When an Outbound Agency Makes Sense

Use an agency when:

You need pipeline now, not in 6 months. You just raised a round. The board wants pipeline numbers. You don't have time to recruit, hire, onboard, and ramp an SDR. An agency is operational in 4–6 weeks.

You don't have outbound infrastructure. You don't have sending domains, a Clay setup, deliverability management, enrichment waterfalls, or attribution tracking. Building this in-house takes months of technical work. An agency brings it on day one.

You want to learn before you build. Running with an agency for 6–12 months teaches you what works for your ICP, which signals convert best, what messaging lands, and what reply rates you should expect. Then you hire an SDR and hand them a proven playbook instead of a blank page.

Your founder or VP Sales is currently doing outbound personally. This is the signal that your team is too stretched to build and manage outbound internally. An agency frees that person to focus on closing, not prospecting.


The Hidden Cost Nobody Talks About: Ramp Time

Ramp time is the most expensive line item in the SDR hiring decision, and it's the one most founders quietly ignore.

Average SDR ramp time to full productivity: 3–6 months. During that time, you're paying full salary, spending management hours on coaching and training, and generating a fraction of the pipeline output you budgeted for.

If the SDR doesn't work out — which happens more often than linkedin posts suggest (average tenure is 14–18 months) — you're back to zero. The recruiting cost repeats. The ramp cost repeats. The pipeline gap reopens.

An agency engagement has its own onboarding period (4–6 weeks for domain warming and list building), but the ramp curve is fundamentally different. The agency has already built the infrastructure, trained the operators, and tested the methodology across multiple clients. Your account doesn't start from scratch. It starts from an operating system that exists.

That difference — starting from an existing system vs. building one from zero — is worth more than the cost comparison suggests.
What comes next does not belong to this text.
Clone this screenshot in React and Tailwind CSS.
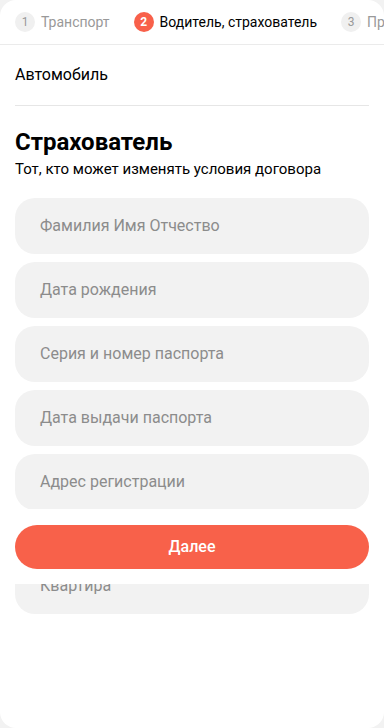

SDR Cost Calculator — Run Your Numbers

Stop estimating. Calculate the fully loaded cost of hiring an SDR (salary, tools, management time, ramp, turnover) and compare it side-by-side with agency pricing. Uses 2026 benchmarks.

Calculate Your SDR Cost →


FAQ: Outbound Agency vs. Hiring SDR

Is it cheaper to hire an SDR or use an outbound agency?

The costs are closer than most founders expect. A fully loaded SDR (salary, benefits, tools, management time, ramp cost) runs $135,000–$215,000 in year one. An agency engagement at $10K–$15K/month runs $120,000–$180,000 annually — and includes the tech stack, infrastructure, and operational expertise. The agency is also productive 4–6 months sooner.

How long does it take for an SDR to ramp up?

Average SDR ramp time to full productivity is 3–6 months. During this period, pipeline output is significantly below target while the SDR learns the product, ICP, and outbound tools. An agency reaches full campaign volume in 4–6 weeks (limited primarily by domain warming schedules).

Can I use an outbound agency and an SDR at the same time?

Yes, and it's an increasingly common model. The agency runs the signal-based infrastructure (enrichment, sequencing, attribution) while the SDR focuses on warm follow-up, relationship building, and complex discovery conversations. This hybrid approach combines the agency's automation throughput with the SDR's product depth.

When should I switch from an agency to an in-house SDR team?

Switch when three things are true: you've validated outbound as a pipeline channel (you know what works), you have a proven playbook the SDR can execute on from day one, and you have the budget for a 6-month ramp period without depending on the agency for pipeline coverage. Most companies reach this point 6–12 months into an agency engagement.